When we don’t see what we’ve been praying and asking God for; when we can’t see the fruit of our labor; when we can’t see the promise- truly it’s hard to believe it’s going to happen- no matter how long we’ve been waiting. I know that by now this probably sounds like a faithless attack on faith, when in fact, the intent is just the opposite. The point of our reference n most events in our lives is our ability to control things. We make the plan, we set it in motion, and we see it through to the end. Discouragement comes when we come to the end of ourselves- having to realize that we have limits. When that happens, we are most likely to walk away- from our home-from our jobs-from our family-from church-because we have failed to accomplish what we perceived is within our power to do. The hopelessness we have comes from the losses we have survived. Maybe if the thing had taken us out, we wouldn’t be dealing with it. But it’s the survival of that thing that wreaks havoc with our faith, because we know it should have turned out differently. Yet, here we are-in the thick of it!
I had been thinking about this a lot, when Pastor preached my sermon the other night at St. John’s. He said it much better than I ever could have, when he titled his sermon, “Returning with Hope.” 2 Chr. 36:23, speaking of the Israelites return from Babylonia captivity, only to find their place of worship demolished. He said, “a life without hope is a sad life.” He said that “a child of God must know that God is in control.” He said that :if God didn’t have a plan for us, He would not have made Adam.”

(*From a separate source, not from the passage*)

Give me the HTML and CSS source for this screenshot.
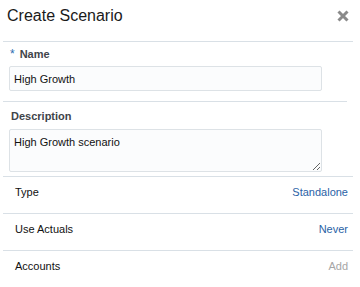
FILE: index.html
```html
<!DOCTYPE html>
<html>
<head>
<meta charset="utf-8">
<link rel="stylesheet" href="styles.css">
</head>
<body>
<div class="dialog">
  <div class="header">
    <h1 class="title">Create Scenario</h1>
    <button class="close" aria-label="Close">
      <svg width="12" height="12" viewBox="0 0 12 12"><path d="M1.5 1.5 L10.5 10.5 M10.5 1.5 L1.5 10.5" stroke="#8a8a8a" stroke-width="3" stroke-linecap="butt"/></svg>
    </button>
  </div>
  <div class="field field-name">
    <label class="label"><span class="req">*</span>Name</label>
    <input class="input" type="text" value="High Growth">
  </div>
  <div class="field field-desc">
    <label class="label label-desc">Description</label>
    <textarea class="textarea">High Growth scenario</textarea>
  </div>
  <div class="row">
    <span class="row-label">Type</span>
    <span class="row-value">Standalone</span>
  </div>
  <div class="row">
    <span class="row-label">Use Actuals</span>
    <span class="row-value">Never</span>
  </div>
  <div class="row">
    <span class="row-label">Accounts</span>
    <span class="row-value muted">Add</span>
  </div>
</div>
</body>
</html>
```
FILE: styles.css
```css
html, body {
  margin: 0;
  padding: 0;
  background: #ffffff;
}
body {
  font-family: "Liberation Sans", Arial, sans-serif;
  color: #1b1b1b;
}
.dialog {
  padding: 0 7px 0 3px;
}
.header {
  display: flex;
  justify-content: space-between;
  align-items: flex-start;
  padding: 7px 4px 16px 4px;
  border-bottom: 1px solid #d9e0e6;
}
.title {
  margin: 0;
  font-size: 16px;
  font-weight: normal;
  line-height: 18px;
  color: #1a1a1a;
}
.close {
  border: 0;
  background: none;
  padding: 0;
  margin: 3px 0 0 0;
  width: 12px;
  height: 12px;
  display: block;
}
.close svg {
  display: block;
}
.field {
  display: flex;
  flex-direction: column;
  border-bottom: 1px solid #d9e0e6;
}
.field-name {
  margin-right: 6px;
  padding: 6px 0 10px 0;
}
.field-desc {
  padding: 8px 0 4px 0;
}
.label {
  font-size: 11px;
  line-height: 13px;
  font-weight: bold;
  color: #3f444a;
  padding-left: 7px;
}
.label-desc {
  padding-left: 8px;
}
.req {
  color: #2b6cb0;
  font-weight: normal;
  font-size: 12px;
  margin-right: 5px;
}
.input, .textarea {
  font-family: "Liberation Sans", Arial, sans-serif;
  font-size: 11px;
  color: #111111;
  background: #fbfcfd;
  border: 1px solid #dde2e6;
  border-radius: 2px;
  box-sizing: border-box;
  width: 313px;
  margin-left: 6px;
  outline: none;
}
.input {
  height: 25px;
  margin-top: 5px;
  padding: 0 4px;
}
.textarea {
  height: 43px;
  margin-top: 6px;
  padding: 6px 4px;
  line-height: 13px;
  resize: vertical;
  display: block;
}
.row {
  display: flex;
  justify-content: space-between;
  padding: 9px 5px 14px 12px;
  font-size: 11px;
  line-height: 13px;
}
.row + .row {
  border-top: 1px solid #d9e0e6;
}
.row-label {
  color: #111111;
}
.row-value {
  color: #2a62a6;
}
.row-value.muted {
  color: #a6a6a6;
}
```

Shiloh we are on the brink of celebrating our 112th year. This church is 112 years old: and while we may question many things, and finances may not be what we would like, God is still in control. If He didn’t have a plan for us, we would not be here. In the areas where we have turned away, perhaps in despair, let us return with hope, because God dwells here; and I don’t believe He’s brought us this far to leave us.